What the task asks:
Transcribe the listing exactly, leaving out every picture.

____ Data section

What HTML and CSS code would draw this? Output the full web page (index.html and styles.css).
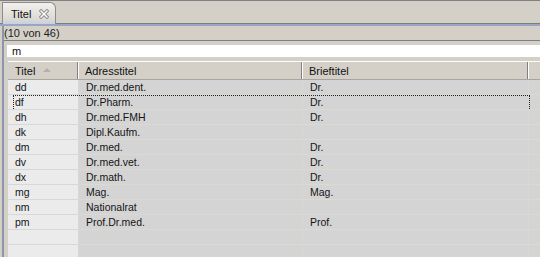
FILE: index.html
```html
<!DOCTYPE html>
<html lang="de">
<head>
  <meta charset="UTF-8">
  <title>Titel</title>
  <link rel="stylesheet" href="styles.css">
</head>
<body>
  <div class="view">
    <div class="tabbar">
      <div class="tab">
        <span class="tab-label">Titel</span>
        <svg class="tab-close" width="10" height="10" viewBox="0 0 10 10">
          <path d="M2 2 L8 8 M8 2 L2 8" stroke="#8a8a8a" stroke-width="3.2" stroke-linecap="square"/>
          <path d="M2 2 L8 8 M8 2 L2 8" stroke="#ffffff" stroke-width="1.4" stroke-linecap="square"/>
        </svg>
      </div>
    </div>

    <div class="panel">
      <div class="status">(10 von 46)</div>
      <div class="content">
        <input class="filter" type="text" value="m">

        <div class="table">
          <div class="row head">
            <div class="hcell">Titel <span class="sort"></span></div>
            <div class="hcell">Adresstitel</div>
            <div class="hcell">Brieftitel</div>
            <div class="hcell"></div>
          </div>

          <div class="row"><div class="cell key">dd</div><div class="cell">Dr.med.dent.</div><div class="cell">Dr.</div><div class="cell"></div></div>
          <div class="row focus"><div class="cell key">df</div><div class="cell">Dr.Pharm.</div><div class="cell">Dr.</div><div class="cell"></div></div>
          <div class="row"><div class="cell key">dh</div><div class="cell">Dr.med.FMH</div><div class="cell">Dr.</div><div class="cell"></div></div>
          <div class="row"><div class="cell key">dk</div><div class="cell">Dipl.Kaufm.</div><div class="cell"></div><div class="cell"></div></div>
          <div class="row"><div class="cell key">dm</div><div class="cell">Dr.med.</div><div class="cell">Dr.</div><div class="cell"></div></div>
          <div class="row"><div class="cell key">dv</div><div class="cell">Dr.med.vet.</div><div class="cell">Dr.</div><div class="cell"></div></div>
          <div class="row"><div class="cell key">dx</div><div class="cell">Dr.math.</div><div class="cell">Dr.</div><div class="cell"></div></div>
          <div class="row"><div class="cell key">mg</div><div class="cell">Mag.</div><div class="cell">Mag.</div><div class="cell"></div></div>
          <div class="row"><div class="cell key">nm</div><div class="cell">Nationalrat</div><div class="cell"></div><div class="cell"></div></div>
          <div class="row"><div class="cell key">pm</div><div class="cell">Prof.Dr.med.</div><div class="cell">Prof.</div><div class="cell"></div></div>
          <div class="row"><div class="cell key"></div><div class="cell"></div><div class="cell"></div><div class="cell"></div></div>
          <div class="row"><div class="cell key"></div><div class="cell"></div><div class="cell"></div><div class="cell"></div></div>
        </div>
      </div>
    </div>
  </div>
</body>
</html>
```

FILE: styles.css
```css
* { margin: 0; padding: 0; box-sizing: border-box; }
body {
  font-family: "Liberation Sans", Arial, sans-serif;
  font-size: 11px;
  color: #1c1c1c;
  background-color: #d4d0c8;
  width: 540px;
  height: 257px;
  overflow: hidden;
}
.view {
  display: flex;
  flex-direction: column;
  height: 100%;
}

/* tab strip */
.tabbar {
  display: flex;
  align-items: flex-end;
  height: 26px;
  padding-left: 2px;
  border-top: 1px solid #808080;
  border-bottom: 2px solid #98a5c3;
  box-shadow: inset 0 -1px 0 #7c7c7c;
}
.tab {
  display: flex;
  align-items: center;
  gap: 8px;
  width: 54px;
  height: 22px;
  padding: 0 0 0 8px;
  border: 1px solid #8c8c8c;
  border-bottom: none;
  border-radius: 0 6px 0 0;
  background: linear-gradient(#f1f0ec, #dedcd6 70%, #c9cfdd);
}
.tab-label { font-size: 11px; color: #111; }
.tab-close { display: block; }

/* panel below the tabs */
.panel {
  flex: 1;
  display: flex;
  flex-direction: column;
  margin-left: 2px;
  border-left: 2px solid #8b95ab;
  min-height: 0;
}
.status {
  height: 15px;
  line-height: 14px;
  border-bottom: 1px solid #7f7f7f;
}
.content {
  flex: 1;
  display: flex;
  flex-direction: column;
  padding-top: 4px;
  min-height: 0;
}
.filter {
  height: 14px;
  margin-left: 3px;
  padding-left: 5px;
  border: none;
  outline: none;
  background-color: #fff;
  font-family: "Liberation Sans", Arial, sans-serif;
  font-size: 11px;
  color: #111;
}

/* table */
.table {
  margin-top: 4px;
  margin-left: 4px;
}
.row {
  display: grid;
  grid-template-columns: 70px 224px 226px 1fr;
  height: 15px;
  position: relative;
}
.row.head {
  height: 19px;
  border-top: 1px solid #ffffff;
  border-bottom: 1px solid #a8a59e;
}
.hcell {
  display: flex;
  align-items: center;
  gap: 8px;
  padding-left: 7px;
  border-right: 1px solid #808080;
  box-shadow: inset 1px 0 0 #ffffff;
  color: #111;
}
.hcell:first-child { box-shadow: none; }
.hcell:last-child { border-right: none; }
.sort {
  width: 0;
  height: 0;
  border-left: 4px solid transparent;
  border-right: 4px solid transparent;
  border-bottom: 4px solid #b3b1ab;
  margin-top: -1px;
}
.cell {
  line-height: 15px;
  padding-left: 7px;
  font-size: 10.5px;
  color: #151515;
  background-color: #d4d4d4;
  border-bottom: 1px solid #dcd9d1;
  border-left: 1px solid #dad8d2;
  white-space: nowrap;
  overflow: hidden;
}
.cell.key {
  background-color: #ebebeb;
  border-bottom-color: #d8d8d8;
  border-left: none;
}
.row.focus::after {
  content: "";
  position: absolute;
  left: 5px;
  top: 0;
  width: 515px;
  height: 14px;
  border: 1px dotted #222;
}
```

________

Written answer:
What HTML and CSS code would draw this? Output the full web page (index.html and styles.css).
FILE: index.html
```html
<!DOCTYPE html>
<html lang="de">
<head>
  <meta charset="UTF-8">
  <title>Titel</title>
  <link rel="stylesheet" href="styles.css">
</head>
<body>
  <div class="view">
    <div class="tabbar">
      <div class="tab">
        <span class="tab-label">Titel</span>
        <svg class="tab-close" width="10" height="10" viewBox="0 0 10 10">
          <path d="M2 2 L8 8 M8 2 L2 8" stroke="#8a8a8a" stroke-width="3.2" stroke-linecap="square"/>
          <path d="M2 2 L8 8 M8 2 L2 8" stroke="#ffffff" stroke-width="1.4" stroke-linecap="square"/>
        </svg>
      </div>
    </div>

    <div class="panel">
      <div class="status">(10 von 46)</div>
      <div class="content">
        <input class="filter" type="text" value="m">

        <div class="table">
          <div class="row head">
            <div class="hcell">Titel <span class="sort"></span></div>
            <div class="hcell">Adresstitel</div>
            <div class="hcell">Brieftitel</div>
            <div class="hcell"></div>
          </div>

          <div class="row"><div class="cell key">dd</div><div class="cell">Dr.med.dent.</div><div class="cell">Dr.</div><div class="cell"></div></div>
          <div class="row focus"><div class="cell key">df</div><div class="cell">Dr.Pharm.</div><div class="cell">Dr.</div><div class="cell"></div></div>
          <div class="row"><div class="cell key">dh</div><div class="cell">Dr.med.FMH</div><div class="cell">Dr.</div><div class="cell"></div></div>
          <div class="row"><div class="cell key">dk</div><div class="cell">Dipl.Kaufm.</div><div class="cell"></div><div class="cell"></div></div>
          <div class="row"><div class="cell key">dm</div><div class="cell">Dr.med.</div><div class="cell">Dr.</div><div class="cell"></div></div>
          <div class="row"><div class="cell key">dv</div><div class="cell">Dr.med.vet.</div><div class="cell">Dr.</div><div class="cell"></div></div>
          <div class="row"><div class="cell key">dx</div><div class="cell">Dr.math.</div><div class="cell">Dr.</div><div class="cell"></div></div>
          <div class="row"><div class="cell key">mg</div><div class="cell">Mag.</div><div class="cell">Mag.</div><div class="cell"></div></div>
          <div class="row"><div class="cell key">nm</div><div class="cell">Nationalrat</div><div class="cell"></div><div class="cell"></div></div>
          <div class="row"><div class="cell key">pm</div><div class="cell">Prof.Dr.med.</div><div class="cell">Prof.</div><div class="cell"></div></div>
          <div class="row"><div class="cell key"></div><div class="cell"></div><div class="cell"></div><div class="cell"></div></div>
          <div class="row"><div class="cell key"></div><div class="cell"></div><div class="cell"></div><div class="cell"></div></div>
        </div>
      </div>
    </div>
  </div>
</body>
</html>
```

FILE: styles.css
```css
* { margin: 0; padding: 0; box-sizing: border-box; }
body {
  font-family: "Liberation Sans", Arial, sans-serif;
  font-size: 11px;
  color: #1c1c1c;
  background-color: #d4d0c8;
  width: 540px;
  height: 257px;
  overflow: hidden;
}
.view {
  display: flex;
  flex-direction: column;
  height: 100%;
}

/* tab strip */
.tabbar {
  display: flex;
  align-items: flex-end;
  height: 26px;
  padding-left: 2px;
  border-top: 1px solid #808080;
  border-bottom: 2px solid #98a5c3;
  box-shadow: inset 0 -1px 0 #7c7c7c;
}
.tab {
  display: flex;
  align-items: center;
  gap: 8px;
  width: 54px;
  height: 22px;
  padding: 0 0 0 8px;
  border: 1px solid #8c8c8c;
  border-bottom: none;
  border-radius: 0 6px 0 0;
  background: linear-gradient(#f1f0ec, #dedcd6 70%, #c9cfdd);
}
.tab-label { font-size: 11px; color: #111; }
.tab-close { display: block; }

/* panel below the tabs */
.panel {
  flex: 1;
  display: flex;
  flex-direction: column;
  margin-left: 2px;
  border-left: 2px solid #8b95ab;
  min-height: 0;
}
.status {
  height: 15px;
  line-height: 14px;
  border-bottom: 1px solid #7f7f7f;
}
.content {
  flex: 1;
  display: flex;
  flex-direction: column;
  padding-top: 4px;
  min-height: 0;
}
.filter {
  height: 14px;
  margin-left: 3px;
  padding-left: 5px;
  border: none;
  outline: none;
  background-color: #fff;
  font-family: "Liberation Sans", Arial, sans-serif;
  font-size: 11px;
  color: #111;
}

/* table */
.table {
  margin-top: 4px;
  margin-left: 4px;
}
.row {
  display: grid;
  grid-template-columns: 70px 224px 226px 1fr;
  height: 15px;
  position: relative;
}
.row.head {
  height: 19px;
  border-top: 1px solid #ffffff;
  border-bottom: 1px solid #a8a59e;
}
.hcell {
  display: flex;
  align-items: center;
  gap: 8px;
  padding-left: 7px;
  border-right: 1px solid #808080;
  box-shadow: inset 1px 0 0 #ffffff;
  color: #111;
}
.hcell:first-child { box-shadow: none; }
.hcell:last-child { border-right: none; }
.sort {
  width: 0;
  height: 0;
  border-left: 4px solid transparent;
  border-right: 4px solid transparent;
  border-bottom: 4px solid #b3b1ab;
  margin-top: -1px;
}
.cell {
  line-height: 15px;
  padding-left: 7px;
  font-size: 10.5px;
  color: #151515;
  background-color: #d4d4d4;
  border-bottom: 1px solid #dcd9d1;
  border-left: 1px solid #dad8d2;
  white-space: nowrap;
  overflow: hidden;
}
.cell.key {
  background-color: #ebebeb;
  border-bottom-color: #d8d8d8;
  border-left: none;
}
.row.focus::after {
  content: "";
  position: absolute;
  left: 5px;
  top: 0;
  width: 515px;
  height: 14px;
  border: 1px dotted #222;
}
```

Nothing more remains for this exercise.